**Exercise brief:**
Go through the entries one line at a time, and gather every line that has the word "styles".

**Input rows:**
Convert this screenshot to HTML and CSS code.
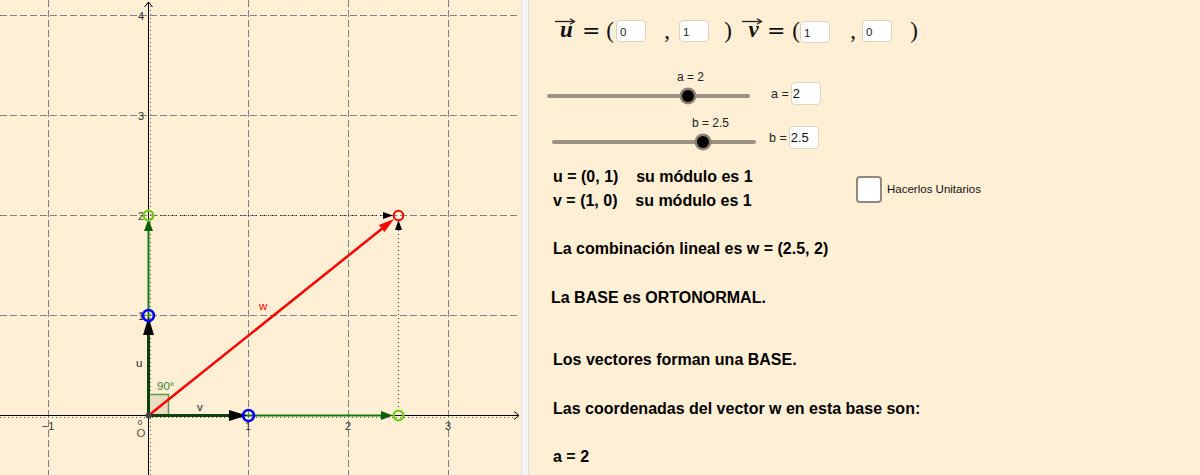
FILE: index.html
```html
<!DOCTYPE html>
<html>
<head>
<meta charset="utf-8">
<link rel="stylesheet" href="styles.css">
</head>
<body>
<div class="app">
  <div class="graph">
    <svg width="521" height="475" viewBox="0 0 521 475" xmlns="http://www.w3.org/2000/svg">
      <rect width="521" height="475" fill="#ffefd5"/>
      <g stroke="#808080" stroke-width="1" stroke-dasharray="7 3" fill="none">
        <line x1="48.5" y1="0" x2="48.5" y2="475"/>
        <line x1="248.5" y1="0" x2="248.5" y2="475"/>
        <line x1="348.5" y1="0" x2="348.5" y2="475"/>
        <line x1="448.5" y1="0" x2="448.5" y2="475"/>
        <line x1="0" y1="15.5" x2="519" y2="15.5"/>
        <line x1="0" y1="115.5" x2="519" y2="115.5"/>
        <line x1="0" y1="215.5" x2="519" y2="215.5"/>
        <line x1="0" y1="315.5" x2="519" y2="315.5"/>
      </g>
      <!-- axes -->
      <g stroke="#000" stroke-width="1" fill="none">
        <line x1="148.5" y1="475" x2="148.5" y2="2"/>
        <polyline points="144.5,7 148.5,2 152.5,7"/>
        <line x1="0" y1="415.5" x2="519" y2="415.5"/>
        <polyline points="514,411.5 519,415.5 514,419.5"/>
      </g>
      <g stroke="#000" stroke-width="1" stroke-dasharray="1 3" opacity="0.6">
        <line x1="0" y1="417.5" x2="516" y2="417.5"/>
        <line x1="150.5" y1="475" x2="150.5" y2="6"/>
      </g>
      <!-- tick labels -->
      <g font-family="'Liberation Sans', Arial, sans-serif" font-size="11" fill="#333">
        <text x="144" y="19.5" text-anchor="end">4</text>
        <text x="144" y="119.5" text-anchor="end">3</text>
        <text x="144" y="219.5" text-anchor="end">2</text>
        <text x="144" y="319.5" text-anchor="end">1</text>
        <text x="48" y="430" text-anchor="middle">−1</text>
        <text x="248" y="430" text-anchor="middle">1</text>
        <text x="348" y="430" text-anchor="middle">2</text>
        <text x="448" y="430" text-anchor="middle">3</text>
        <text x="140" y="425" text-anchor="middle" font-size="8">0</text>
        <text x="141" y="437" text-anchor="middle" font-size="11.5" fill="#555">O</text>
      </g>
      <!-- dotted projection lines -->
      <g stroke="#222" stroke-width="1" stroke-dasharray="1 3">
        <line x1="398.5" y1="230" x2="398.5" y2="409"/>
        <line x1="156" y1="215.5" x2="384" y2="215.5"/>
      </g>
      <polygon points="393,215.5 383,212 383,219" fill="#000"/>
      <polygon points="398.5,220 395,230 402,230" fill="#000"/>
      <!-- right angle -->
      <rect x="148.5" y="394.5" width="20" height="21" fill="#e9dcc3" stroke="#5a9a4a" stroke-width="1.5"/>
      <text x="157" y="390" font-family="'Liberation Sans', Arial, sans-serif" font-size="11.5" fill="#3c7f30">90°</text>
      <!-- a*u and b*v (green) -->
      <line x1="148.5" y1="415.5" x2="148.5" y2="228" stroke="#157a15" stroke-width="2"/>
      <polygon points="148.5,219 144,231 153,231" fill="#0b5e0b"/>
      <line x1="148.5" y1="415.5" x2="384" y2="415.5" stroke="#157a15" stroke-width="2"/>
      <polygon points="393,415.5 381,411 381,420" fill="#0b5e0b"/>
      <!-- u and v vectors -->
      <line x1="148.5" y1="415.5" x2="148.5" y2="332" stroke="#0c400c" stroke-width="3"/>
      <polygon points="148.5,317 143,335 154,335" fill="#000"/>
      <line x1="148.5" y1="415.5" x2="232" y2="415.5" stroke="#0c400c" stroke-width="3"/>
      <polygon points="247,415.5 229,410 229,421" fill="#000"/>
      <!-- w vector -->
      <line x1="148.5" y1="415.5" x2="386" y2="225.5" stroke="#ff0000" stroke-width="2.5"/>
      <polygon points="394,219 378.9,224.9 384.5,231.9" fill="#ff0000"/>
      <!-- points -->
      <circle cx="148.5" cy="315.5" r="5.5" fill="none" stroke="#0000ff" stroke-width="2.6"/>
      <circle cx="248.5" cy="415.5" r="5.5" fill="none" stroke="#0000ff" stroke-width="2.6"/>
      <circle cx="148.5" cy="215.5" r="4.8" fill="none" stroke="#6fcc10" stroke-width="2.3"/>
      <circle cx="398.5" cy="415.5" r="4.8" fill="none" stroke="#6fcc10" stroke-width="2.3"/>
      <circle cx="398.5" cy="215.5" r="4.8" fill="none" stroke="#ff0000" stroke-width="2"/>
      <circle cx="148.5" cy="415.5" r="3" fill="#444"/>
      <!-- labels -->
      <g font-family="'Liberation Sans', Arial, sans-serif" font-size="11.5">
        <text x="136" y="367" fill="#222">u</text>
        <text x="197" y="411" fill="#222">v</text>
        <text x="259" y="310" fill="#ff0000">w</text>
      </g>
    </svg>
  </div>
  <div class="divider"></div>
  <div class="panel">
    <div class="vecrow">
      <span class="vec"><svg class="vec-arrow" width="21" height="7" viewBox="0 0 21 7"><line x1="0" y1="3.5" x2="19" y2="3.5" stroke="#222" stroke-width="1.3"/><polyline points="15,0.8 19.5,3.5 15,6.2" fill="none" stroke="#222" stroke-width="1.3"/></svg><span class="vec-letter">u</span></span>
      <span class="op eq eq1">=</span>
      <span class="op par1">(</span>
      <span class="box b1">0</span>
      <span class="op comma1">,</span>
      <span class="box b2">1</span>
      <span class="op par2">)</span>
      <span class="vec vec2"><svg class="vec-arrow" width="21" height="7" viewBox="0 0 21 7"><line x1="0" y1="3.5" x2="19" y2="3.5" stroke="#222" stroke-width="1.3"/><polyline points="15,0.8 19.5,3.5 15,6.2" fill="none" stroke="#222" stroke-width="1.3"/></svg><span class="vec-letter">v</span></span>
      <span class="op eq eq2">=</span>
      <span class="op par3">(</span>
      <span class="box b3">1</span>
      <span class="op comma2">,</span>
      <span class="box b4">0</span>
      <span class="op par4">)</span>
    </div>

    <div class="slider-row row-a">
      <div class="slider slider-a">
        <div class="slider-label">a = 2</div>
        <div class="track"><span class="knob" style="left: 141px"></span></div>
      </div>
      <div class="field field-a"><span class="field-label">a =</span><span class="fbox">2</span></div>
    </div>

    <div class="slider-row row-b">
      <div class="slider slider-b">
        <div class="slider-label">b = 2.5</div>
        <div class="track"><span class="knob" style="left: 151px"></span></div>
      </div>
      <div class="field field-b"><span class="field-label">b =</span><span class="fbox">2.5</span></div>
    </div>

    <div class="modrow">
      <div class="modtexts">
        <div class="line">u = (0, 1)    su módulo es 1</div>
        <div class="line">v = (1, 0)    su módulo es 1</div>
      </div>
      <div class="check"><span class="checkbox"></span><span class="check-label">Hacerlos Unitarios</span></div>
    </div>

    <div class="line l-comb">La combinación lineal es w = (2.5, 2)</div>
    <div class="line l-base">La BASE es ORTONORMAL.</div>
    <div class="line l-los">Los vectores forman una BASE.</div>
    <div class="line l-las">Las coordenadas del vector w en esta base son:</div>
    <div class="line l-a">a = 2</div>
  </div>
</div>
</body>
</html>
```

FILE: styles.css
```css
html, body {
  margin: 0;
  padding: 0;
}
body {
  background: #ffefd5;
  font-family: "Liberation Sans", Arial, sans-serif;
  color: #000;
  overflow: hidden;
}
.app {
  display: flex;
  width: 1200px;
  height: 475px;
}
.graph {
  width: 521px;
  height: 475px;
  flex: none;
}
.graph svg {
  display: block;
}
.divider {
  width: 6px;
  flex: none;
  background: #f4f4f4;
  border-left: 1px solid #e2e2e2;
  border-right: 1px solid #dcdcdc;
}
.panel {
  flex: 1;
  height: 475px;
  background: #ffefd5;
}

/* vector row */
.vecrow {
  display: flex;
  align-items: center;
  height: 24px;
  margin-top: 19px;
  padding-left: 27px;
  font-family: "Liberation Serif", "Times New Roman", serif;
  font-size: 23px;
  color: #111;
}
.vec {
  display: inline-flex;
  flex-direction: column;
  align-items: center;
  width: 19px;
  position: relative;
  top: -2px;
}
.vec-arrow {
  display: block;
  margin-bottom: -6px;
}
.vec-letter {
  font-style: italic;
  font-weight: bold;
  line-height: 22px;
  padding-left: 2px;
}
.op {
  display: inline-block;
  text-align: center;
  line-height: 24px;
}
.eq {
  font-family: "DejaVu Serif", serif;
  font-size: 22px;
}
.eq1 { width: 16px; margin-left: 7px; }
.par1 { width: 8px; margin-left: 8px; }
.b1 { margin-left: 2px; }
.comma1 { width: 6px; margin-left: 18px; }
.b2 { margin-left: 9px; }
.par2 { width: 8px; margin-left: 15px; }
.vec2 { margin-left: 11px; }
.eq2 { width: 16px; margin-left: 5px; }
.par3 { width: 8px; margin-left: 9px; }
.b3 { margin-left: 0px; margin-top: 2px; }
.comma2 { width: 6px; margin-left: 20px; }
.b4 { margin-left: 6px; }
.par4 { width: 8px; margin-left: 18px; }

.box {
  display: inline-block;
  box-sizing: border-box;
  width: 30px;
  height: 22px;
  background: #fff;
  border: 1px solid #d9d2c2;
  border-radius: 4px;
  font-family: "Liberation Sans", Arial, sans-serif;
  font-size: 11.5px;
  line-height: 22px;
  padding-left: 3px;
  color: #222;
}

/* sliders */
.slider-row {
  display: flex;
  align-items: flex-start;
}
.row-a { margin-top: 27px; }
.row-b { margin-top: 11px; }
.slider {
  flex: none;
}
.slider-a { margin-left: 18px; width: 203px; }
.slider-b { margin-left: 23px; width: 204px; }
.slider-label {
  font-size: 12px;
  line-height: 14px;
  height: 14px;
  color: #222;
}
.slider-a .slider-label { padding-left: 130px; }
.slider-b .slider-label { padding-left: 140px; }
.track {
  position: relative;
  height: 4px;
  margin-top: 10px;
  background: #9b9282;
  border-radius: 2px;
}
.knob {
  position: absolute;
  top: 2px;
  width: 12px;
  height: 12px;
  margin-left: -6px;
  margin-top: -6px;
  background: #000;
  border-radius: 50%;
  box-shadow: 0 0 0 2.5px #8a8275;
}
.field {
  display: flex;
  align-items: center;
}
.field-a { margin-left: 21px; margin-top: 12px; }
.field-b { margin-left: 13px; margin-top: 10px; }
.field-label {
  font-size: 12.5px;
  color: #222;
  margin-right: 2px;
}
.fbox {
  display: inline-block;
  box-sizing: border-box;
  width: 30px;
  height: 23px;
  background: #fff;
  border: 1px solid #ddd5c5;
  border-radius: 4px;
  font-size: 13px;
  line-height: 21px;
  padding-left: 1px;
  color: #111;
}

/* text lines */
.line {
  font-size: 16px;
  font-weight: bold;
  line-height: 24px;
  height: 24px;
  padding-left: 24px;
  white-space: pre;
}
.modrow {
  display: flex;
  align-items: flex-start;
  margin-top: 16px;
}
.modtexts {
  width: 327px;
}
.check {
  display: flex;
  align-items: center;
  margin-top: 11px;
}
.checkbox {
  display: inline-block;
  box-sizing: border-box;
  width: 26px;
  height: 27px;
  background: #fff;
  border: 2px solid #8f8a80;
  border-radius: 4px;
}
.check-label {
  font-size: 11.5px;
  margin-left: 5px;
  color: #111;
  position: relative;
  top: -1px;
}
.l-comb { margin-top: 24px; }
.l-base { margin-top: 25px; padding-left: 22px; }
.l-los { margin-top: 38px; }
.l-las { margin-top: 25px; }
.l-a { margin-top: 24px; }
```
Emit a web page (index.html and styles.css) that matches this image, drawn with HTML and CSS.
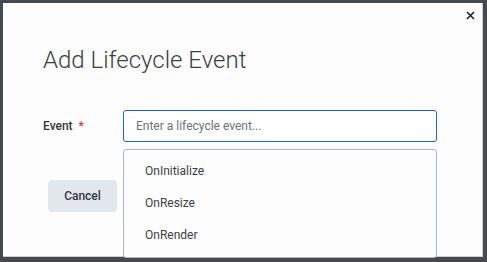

**Output:**
<link rel="stylesheet" href="styles.css">
FILE: styles.css
Emit a web page (index.html and styles.css) that matches this image, drawn with HTML and CSS.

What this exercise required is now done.